Spiro has appointed Anant Badjatya as Group Chief Executive Officer, bringing in a battery-swapping veteran to steer the company through the most ambitious phase of its expansion since it was founded in 2022.
Badjatya arrives from Indofast Energy, the IndianOil and SUN Mobility joint venture, where he built a network of more than 1,800 battery-swapping stations serving roughly 90,000 vehicles a day.
That operational depth is the precise profile Spiro has brought on board and seemingly needs given the scaling.

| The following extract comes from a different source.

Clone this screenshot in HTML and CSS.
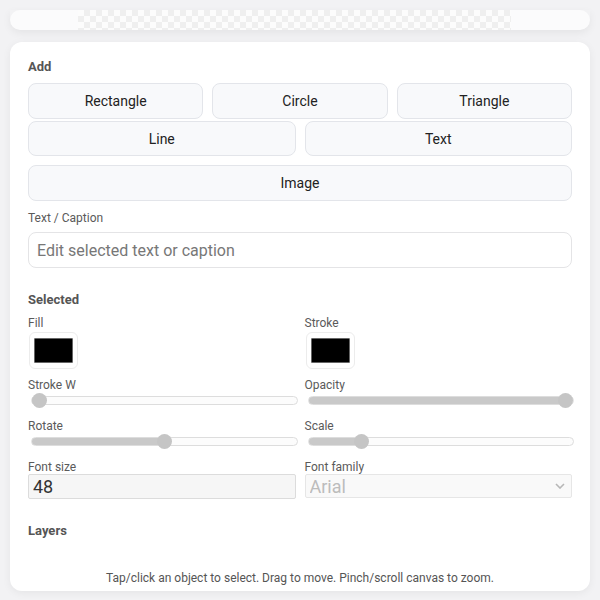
FILE: index.html
```html
<!DOCTYPE html>
<html lang="en">
<head>
  <meta charset="UTF-8"/>
  <meta name="viewport" content="width=device-width,initial-scale=1.0"/>
  <title>Canvas Editor</title>
  <link rel="stylesheet" href="styles.css">
</head>
<body>
  <div class="stage">
    <div class="stage-side"></div>
    <div class="stage-canvas"></div>
    <div class="stage-side"></div>
  </div>

  <div class="panel">
    <h3>Add</h3>
    <div class="btn-row three">
      <button>Rectangle</button>
      <button>Circle</button>
      <button>Triangle</button>
    </div>
    <div class="btn-row two tight">
      <button>Line</button>
      <button>Text</button>
    </div>
    <div class="btn-row one">
      <button>Image</button>
    </div>

    <label class="lbl caption-lbl" for="caption">Text / Caption</label>
    <input id="caption" class="caption" type="text" placeholder="Edit selected text or caption"/>

    <h3 class="section">Selected</h3>
    <div class="props">
      <div class="field">
        <label class="lbl" for="fill">Fill</label>
        <input id="fill" class="swatch" type="color" value="#000000"/>
      </div>
      <div class="field">
        <label class="lbl" for="stroke">Stroke</label>
        <input id="stroke" class="swatch" type="color" value="#000000"/>
      </div>
      <div class="field">
        <label class="lbl" for="strokeW">Stroke W</label>
        <input id="strokeW" class="range" type="range" min="0" max="40" value="0" style="--p:0"/>
      </div>
      <div class="field">
        <label class="lbl" for="opacity">Opacity</label>
        <input id="opacity" class="range" type="range" min="0" max="1" step="0.01" value="1" style="--p:1"/>
      </div>
      <div class="field">
        <label class="lbl" for="rotate">Rotate</label>
        <input id="rotate" class="range" type="range" min="-180" max="180" value="0" style="--p:0.5"/>
      </div>
      <div class="field">
        <label class="lbl" for="scale">Scale</label>
        <input id="scale" class="range" type="range" min="0.1" max="5" step="0.1" value="1" style="--p:0.1837"/>
      </div>
      <div class="field snug">
        <label class="lbl" for="fontSize">Font size</label>
        <input id="fontSize" class="num" type="number" value="48" disabled/>
      </div>
      <div class="field snug">
        <label class="lbl" for="fontFamily">Font family</label>
        <select id="fontFamily" class="sel" disabled>
          <option>Arial</option>
          <option>Georgia</option>
          <option>Courier New</option>
        </select>
      </div>
    </div>

    <h3 class="section">Layers</h3>
    <div class="layers"></div>

    <p class="hint">Tap/click an object to select. Drag to move. Pinch/scroll canvas to zoom.</p>
  </div>
</body>
</html>
```

FILE: styles.css
```css
* { box-sizing:border-box; }
body { margin:0; padding:10px; background:#f2f2f4; font-family:Roboto, "Liberation Sans", sans-serif; color:#222; }

/* stage strip (canvas area, scrolled up) */
.stage { display:flex; height:20px; margin-bottom:12px; border-radius:0 0 10px 10px; overflow:hidden; box-shadow:0 3px 8px rgba(0,0,0,0.06); }
.stage-side { background:#fbfbfc; }
.stage-side:first-child { width:68px; border-radius:10px 0 0 10px; }
.stage-side:last-child { width:79px; border-radius:0 10px 10px 0; }
.stage-canvas { flex:1; background-color:#fcfcfc; background-image:conic-gradient(#efefef 25%, transparent 0 50%, #efefef 0 75%, transparent 0); background-size:12px 12px; }

.panel { background:#fff; border-radius:12px; padding:18px 18px 6px; box-shadow:0 2px 8px rgba(0,0,0,0.06); }
h3 { margin:0; font-size:13px; line-height:14px; font-weight:700; color:#555; }
h3.section { margin-top:25px; }

.btn-row { display:grid; gap:9px; margin-top:9px; }
.btn-row.three { grid-template-columns:repeat(3,1fr); }
.btn-row.two { grid-template-columns:repeat(2,1fr); }
.btn-row.tight { margin-top:2px; }
.btn-row button { height:36px; background:#f8f9fb; border:1px solid #e3e5ea; border-radius:8px; font-family:inherit; font-size:14px; color:#222; cursor:pointer; }
.btn-row.tight button { height:35px; }

.lbl { display:block; font-size:12px; line-height:14px; color:#5a5a5a; }
.caption-lbl { margin-top:10px; }
.caption { display:block; width:100%; height:36px; margin-top:7px; padding:0 8px; border:1px solid #e4e4e6; border-radius:8px; font-family:inherit; font-size:16px; color:#222; }
.caption::placeholder { color:#777; }

.props { display:grid; grid-template-columns:1fr 1fr; column-gap:9px; row-gap:9px; margin-top:9px; }
.field { display:flex; flex-direction:column; gap:2px; align-items:flex-start; }
.field.snug { gap:0; }

.swatch { -webkit-appearance:none; appearance:none; width:49px; height:37px; padding:5px 4px; margin-left:1px; background:#fff; border:1px solid #ececec; border-radius:6px; cursor:pointer; }
.swatch::-webkit-color-swatch-wrapper { padding:0; }
.swatch::-webkit-color-swatch { border:1px solid #666; border-radius:1px; }

/* sliders: --p is the fraction of the value along the track */
.range { -webkit-appearance:none; appearance:none; width:calc(100% - 1px); height:16px; margin:-2px 0 2px 3px; background:transparent; }
.range::-webkit-slider-runnable-track { height:9px; border:1px solid #ddd; border-radius:5px; background:linear-gradient(to right, #c9c9c9 calc(7px + var(--p) * (100% - 14px)), #fcfcfc 0); }
.range::-webkit-slider-thumb { -webkit-appearance:none; width:15px; height:15px; margin-top:-4px; border-radius:50%; background:#c5c5c5; border:none; }

.num, .sel { width:100%; height:25px; padding:0 4px; border:1px solid #dcdcdc; border-radius:2px; background:#f6f6f6; font-family:inherit; font-size:18px; }
.num { color:#333; }
.sel { -webkit-appearance:none; appearance:none; height:24px; color:#a0a0a0; background:#f7f7f7 url("data:image/svg+xml,%3Csvg xmlns='http://www.w3.org/2000/svg' width='10' height='6' viewBox='0 0 10 6'%3E%3Cpath d='M1 1l4 4 4-4' fill='none' stroke='%23999' stroke-width='1.6'/%3E%3C/svg%3E") no-repeat right 6px center; }

.layers { min-height:33px; }
.hint { margin:0; text-align:center; font-size:12px; line-height:14px; color:#555; }
```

READ: Inside Spiro’s Push to Electrify Kenya’s Boda Boda Industry
The appointment follows the company’s landmark $215 million equity raise, backed by Impact Fund Denmark and Equitane, which came just four months after a $50 million debt round, signaling a company moving fast from infrastructure build-out to execution at scale.

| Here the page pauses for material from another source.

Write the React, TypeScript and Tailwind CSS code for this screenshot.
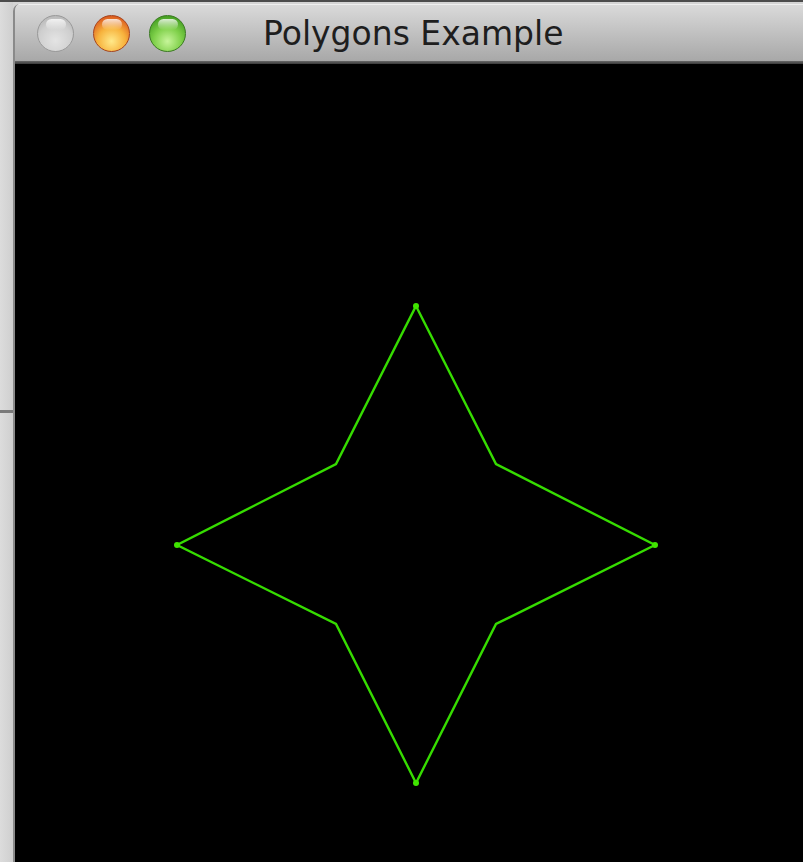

Founder and Chairman Gagan Gupta framed the appointment in terms of consolidation, saying,
“Anant will consolidate the Group’s strategic initiatives and guide the company through its next chapter of growth and execution in mobility, energy and tech.”

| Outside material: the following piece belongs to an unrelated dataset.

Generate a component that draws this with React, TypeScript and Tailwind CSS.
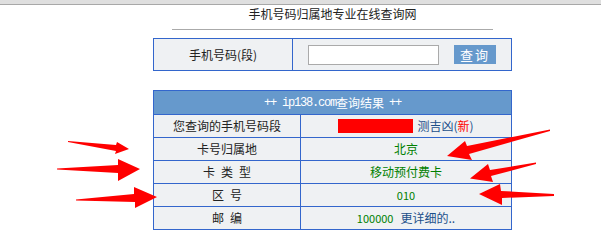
import React from "react";

const Row = ({ label, children }: { label: React.ReactNode; children: React.ReactNode }) => (
  <div className="grid h-[23px] grid-cols-[147px_1fr] border-t border-[#3366cc]">
    <div className="flex items-center justify-center border-r border-[#3366cc] text-[#222]">{label}</div>
    <div className="flex items-center justify-center">{children}</div>
  </div>
);

export default function App() {
  return (
    <div className="relative h-[245px] w-[601px] overflow-hidden bg-white font-['Noto_Sans_CJK_SC',sans-serif] text-[12px] leading-none">
      <div className="h-[5px] border-b border-[#a8a8a8] bg-[#dfdfdf]" />
      <div className="ml-[153px] w-[359px]">
        <div className="h-[18px] text-center leading-[18px] text-[#222]">手机号码归属地专业在线查询网</div>
        <div className="mx-auto mt-[6px] h-px w-[321px] bg-[#aaaaaa]" />

        <div className="mt-[8px] grid h-[33px] grid-cols-[139px_1fr] border border-[#3366cc] bg-[#eff1f3]">
          <div className="flex items-center justify-center border-r border-[#3366cc] text-[#222]">
            手机号码(段)
          </div>
          <div className="flex items-center justify-center gap-[15px]">
            <input
              type="text"
              className="h-[20px] w-[131px] border border-[#aaaaaa] bg-white outline-none"
            />
            <button className="flex h-[19px] w-[42px] items-center justify-center bg-[#6699cc] text-[13px] tracking-[2px] text-white">
              查询
            </button>
          </div>
        </div>

        <div className="mt-[19px] border border-[#3366cc] bg-[#eff1f3]">
          <div className="flex h-[23px] items-center justify-center bg-[#6699cc] text-white">
            <span className="font-['Liberation_Mono',monospace] text-[12px] tracking-[-1.2px]">++ ip138.com</span>
            <span>查询结果</span>
            <span className="ml-[5px] font-['Liberation_Mono',monospace] text-[12px] tracking-[-1.2px]">++</span>
          </div>
          <Row label="您查询的手机号码段">
            <span className="h-[14px] w-[75px] bg-[#ff0000]" />
            <span className="ml-[4px] text-[#1b4f8a]">
              测吉凶(<span className="text-[#ff0000]">新</span>)
            </span>
          </Row>
          <Row label="卡号归属地">
            <span className="text-[#008000]">北京</span>
          </Row>
          <Row label={"卡\u2002类\u2002型"}>
            <span className="text-[#008000]">移动预付费卡</span>
          </Row>
          <Row label={"区\u2002号"}>
            <span className="text-[11px] text-[#008000]">010</span>
          </Row>
          <Row label={"邮\u2002编"}>
            <span className="text-[11px] text-[#008000]">100000</span>
            <span className="ml-[7px] text-[#1b4f8a]">更详细的..</span>
          </Row>
        </div>
      </div>

      <svg
        className="pointer-events-none absolute left-0 top-0"
        width="601"
        height="245"
        viewBox="0 0 601 245"
      >
        <g fill="#ff0000">
          <polygon points="68,141 116,145 117,142 129,149 115,154 116,151 68,142" />
          <polygon points="57,168.5 118,165 118,159 140,169 118,181 118,173 57,169.5" />
          <polygon points="76,199.5 134,194 134,187 157,197 135,208 135,202 76,200.5" />
          <polygon points="550,129.5 467,146 465,141 447,156 472,160 469,154 550,131" />
          <polygon points="536,162.5 490,170 488,164 470,178.5 493,182 491,176 536,164" />
          <polygon points="554,194 501,191 500,184 479,194 502,205 502,198 554,196" />
        </g>
      </svg>
    </div>
  );
}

Spiro has deployed over 100,000 electric motorcycles and built more than 2,500 battery-swapping stations across seven African markets, including Kenya, Uganda, Rwanda, Nigeria, Benin, Togo, and Cameroon.
The company is approaching unicorn status, nearing a valuation of $1 billion, and has set its sights on new markets, including Ethiopia, Malawi, and Mali.
Spiro entered the Kenyan market in 2023, launching in Mombasa before expanding to Nairobi, and by 2026 had deployed more than 16,000 electric motorcycles supported by over 400 battery swap stations across 22 counties.
The company runs a local assembly facility and has committed KES 13 billion toward scaling to 100,000 electric bikes and 1,000 swap stations in the country.
Battery swaps take under five minutes and are accessible through a round-the-clock mobile app, with stations installed at petrol forecourts through partnerships with chains like Petrocity.
The boda boda economy is the engine here. Kenya’s electric motorcycle market crossed 30,000 units in 2025, and the commercial rider segment, not the consumer one, is where the numbers move.
Spiro’s model is built precisely for that: affordable leasing, fast energy access, and infrastructure density that makes switching from petroleum viable.
Badjatya steps into a company that has already proven it can raise capital and build infrastructure. The next test is whether it can hold that infrastructure together across dozens of markets while racing toward a unicorn valuation.
His background suggests Spiro chose someone who has done this before, just not at this scale or on this continent.